● **RECORDED DATA**
^^^^
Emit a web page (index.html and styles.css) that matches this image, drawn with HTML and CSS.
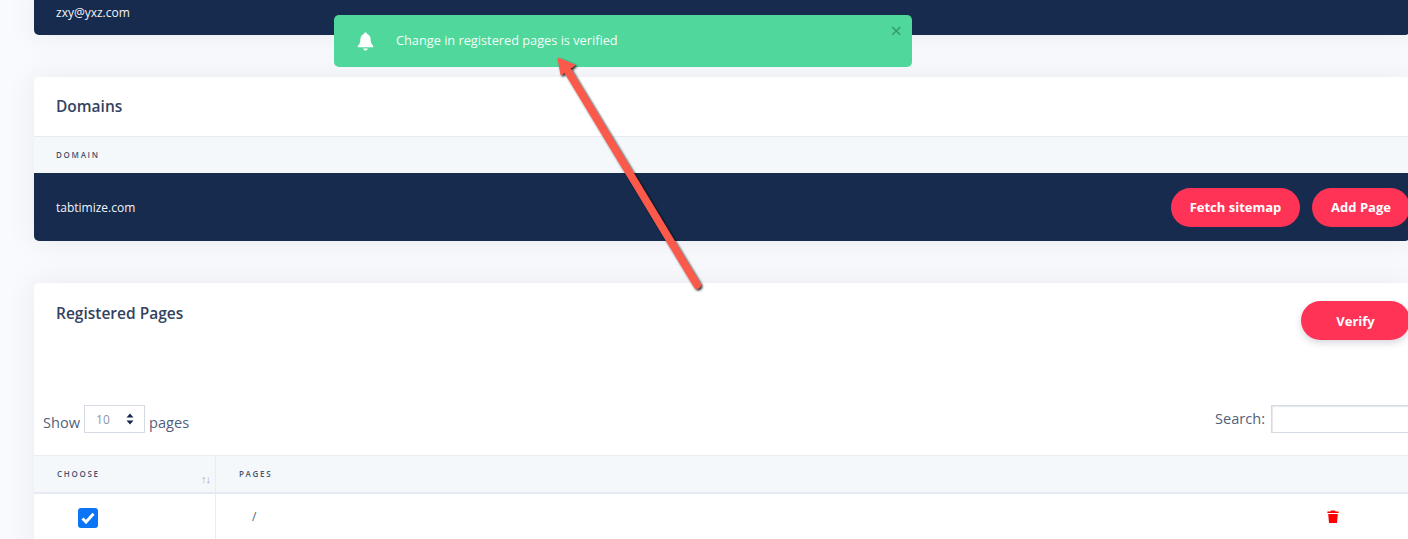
FILE: index.html
```html
<!DOCTYPE html>
<html lang="en">
<head>
  <meta charset="UTF-8" />
  <title>Registered Pages</title>
  <link rel="stylesheet" href="styles.css">
</head>
<body>

  <div class="page">
    <div class="card account">zxy@yxz.com</div>

    <div class="card">
      <h3 class="card-title domains-title">Domains</h3>
      <div class="thead domain-head">Domain</div>
      <div class="domain-row">
        <span>tabtimize.com</span>
        <div class="actions">
          <button class="btn btn-fetch">Fetch sitemap</button>
          <button class="btn btn-add">Add Page</button>
        </div>
      </div>
    </div>

    <div class="card pages-card">
      <div class="pages-top">
        <h3 class="card-title">Registered Pages</h3>
        <button class="btn btn-verify">Verify</button>
      </div>

      <div class="filters">
        <div class="show">
          <span class="show-label">Show</span>
          <span class="select">10
            <svg width="8" height="12" viewBox="0 0 8 12"><path d="M4 0.5 7.5 4.5H0.5ZM4 11.5 0.5 7.5H7.5Z" fill="#16294d"/></svg>
          </span>
          <span class="show-label">pages</span>
        </div>
        <div class="search"><span class="search-label">Search:</span> <span class="search-box"></span></div>
      </div>

      <div class="table-head">
        <div class="col-choose">Choose <span class="sort">↑↓</span></div>
        <div class="col-pages">Pages</div>
      </div>
      <div class="table-row">
        <div class="col-choose">
          <span class="checkbox">
            <svg width="14" height="12" viewBox="0 0 14 12"><path d="M1.5 6.5 5 10 12.5 1.8" fill="none" stroke="#fff" stroke-width="3"/></svg>
          </span>
        </div>
        <div class="col-pages">/</div>
        <svg class="trash" width="12" height="13" viewBox="0 0 12 13"><path d="M4 0.5H8L8.6 1.5H11.6V3H0.4V1.5H3.4ZM1.2 4H10.8L10 13H2Z" fill="#f00"/></svg>
      </div>
    </div>
  </div>

  <div class="alert">
    <svg class="bell" width="17" height="19" viewBox="0 0 17 19"><path d="M8.5 0.5C9.4 0.5 10 1.1 10 1.9 12.5 2.5 13.6 4.6 13.6 7.2 13.6 10.8 14.6 12.2 16.2 13.8V15.2H0.8V13.8C2.4 12.2 3.4 10.8 3.4 7.2 3.4 4.6 4.5 2.5 7 1.9 7 1.1 7.6 0.5 8.5 0.5ZM6.3 16.4H10.7C10.6 17.7 9.7 18.5 8.5 18.5S6.4 17.7 6.3 16.4Z" fill="#fff"/></svg>
    <span class="alert-text">Change in registered pages is verified</span>
    <span class="close">×</span>
  </div>

  <svg class="arrow" width="180" height="250" viewBox="0 0 180 250">
    <defs>
      <filter id="arrowShadow" x="-20%" y="-20%" width="140%" height="140%">
        <feDropShadow dx="1.5" dy="1.5" stdDeviation="1.2" flood-color="#000" flood-opacity="0.9"/>
      </filter>
    </defs>
    <g filter="url(#arrowShadow)">
      <path d="M157 235 26 18" fill="none" stroke="#fb5a4c" stroke-width="7.5" stroke-linecap="round"/>
      <path d="M18 8 35 15 21 25Z" fill="#fb5a4c" stroke="#fb5a4c" stroke-width="1"/>
    </g>
  </svg>

</body>
</html>
```

FILE: styles.css
```css
html, body {
  height: 539px;
  overflow: hidden;
}
body {
  margin: 0;
  font-family: 'Open Sans', sans-serif;
  background: #f9fafd;
  color: #3c4a66;
}
.page {
  width: 1376px;
  padding-left: 34px;
}
.card {
  background: white;
  border-radius: 5px;
  margin-bottom: 42px;
  overflow: hidden;
  box-shadow: 0 0 30px rgba(50,50,93,0.08);
}
.account {
  background: #162b4d;
  color: #f2f4f8;
  height: 35px;
  padding: 4px 22px 0;
  box-sizing: border-box;
  font-size: 12px;
  line-height: 17px;
  border-radius: 0 0 5px 5px;
}
.card-title {
  margin: 0;
  font-size: 15.5px;
  font-weight: 600;
  color: #34425f;
}
.domains-title {
  height: 59px;
  line-height: 59px;
  padding-left: 22px;
}
.thead {
  background: #f5f8fb;
  border-top: 1px solid #e6ebf1;
  font-size: 8px;
  font-weight: 600;
  letter-spacing: 1.7px;
  text-transform: uppercase;
  color: #46536e;
}
.domain-head {
  height: 36px;
  line-height: 36px;
  padding-left: 22px;
}
.domain-row {
  background: #162b4d;
  color: #f2f4f8;
  height: 68px;
  padding-left: 22px;
  display: flex;
  align-items: center;
  justify-content: space-between;
  font-size: 12px;
}
.actions {
  display: flex;
  gap: 12px;
}
.btn {
  height: 39px;
  border: none;
  border-radius: 20px;
  background: #ff3355;
  color: white;
  font-family: inherit;
  font-size: 13px;
  font-weight: 700;
  padding: 0;
}
.btn-fetch {
  width: 129px;
}
.btn-add {
  width: 98px;
}
.btn-verify {
  width: 109px;
  box-shadow: 0 3px 7px rgba(50,50,93,0.2);
}
.pages-card {
  margin-bottom: 0;
  border-radius: 5px 5px 0 0;
}
.pages-top {
  display: flex;
  justify-content: space-between;
  height: 122px;
  padding: 18px 0 0 22px;
  box-sizing: border-box;
}
.pages-top .card-title {
  line-height: 24px;
}
.filters {
  height: 28px;
  margin-bottom: 22px;
  padding-left: 9px;
  display: flex;
  justify-content: space-between;
  align-items: center;
  font-size: 14.6px;
  color: #525f7a;
}
.show {
  display: flex;
  align-items: center;
  gap: 4px;
}
.show-label {
  margin-top: 5px;
}
.select {
  width: 38px;
  height: 26px;
  border: 1px solid #d5dbe3;
  display: flex;
  align-items: center;
  justify-content: space-between;
  padding: 0 10px 0 11px;
  font-size: 12px;
  color: #8b96a8;
}
.search {
  display: flex;
  align-items: center;
  gap: 6px;
}
.search-label {
  margin-top: -3px;
}
.search-box {
  width: 137px;
  height: 26px;
  border: 1px solid #d5dbe3;
  box-shadow: inset 1px 1px 1px #e4e8ee;
}
.table-head {
  height: 36px;
  display: flex;
  background: #f5f8fb;
  border-top: 1px solid #e9edf2;
  border-bottom: 2px solid #e6ebf1;
  font-size: 8px;
  font-weight: 600;
  letter-spacing: 1.7px;
  text-transform: uppercase;
  color: #46536e;
  line-height: 35px;
}
.col-choose {
  width: 182px;
  flex-shrink: 0;
  box-sizing: border-box;
  padding-left: 23px;
  border-right: 1px solid #e9edf2;
  position: relative;
}
.col-pages {
  padding-left: 23px;
}
.sort {
  position: absolute;
  right: 5px;
  top: 5px;
  font-size: 11px;
  letter-spacing: -1px;
  color: #a0a9b8;
}
.table-row {
  height: 60px;
  display: flex;
  position: relative;
  font-size: 12px;
  color: #525f7a;
}
.table-row .col-choose {
  padding: 14px 0 0 44px;
}
.table-row .col-pages {
  padding: 13px 0 0 36px;
  line-height: 20px;
}
.checkbox {
  width: 20px;
  height: 20px;
  border-radius: 3px;
  background: #0b75f5;
  display: flex;
  align-items: center;
  justify-content: center;
}
.trash {
  position: absolute;
  left: 1293px;
  top: 16px;
}
.alert {
  position: absolute;
  left: 334px;
  top: 15px;
  width: 578px;
  height: 52px;
  box-sizing: border-box;
  padding-left: 23px;
  display: flex;
  align-items: center;
  background: #50d79b;
  border-radius: 5px;
  color: #f4fdf8;
  font-size: 12.75px;
}
.bell {
  margin-right: 22px;
}
.alert-text {
  margin-bottom: 2px;
}
.close {
  position: absolute;
  right: 10px;
  top: 6px;
  font-size: 20px;
  line-height: 20px;
  color: #2f9a70;
}
.arrow {
  position: absolute;
  left: 540px;
  top: 50px;
}
```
^^^^
● **PROBLEM**
From the listing, copy every line where the string "styles" appears.

● **RESULT FOR THIS TASK**
Emit a web page (index.html and styles.css) that matches this image, drawn with HTML and CSS.
  <link rel="stylesheet" href="styles.css">
FILE: styles.css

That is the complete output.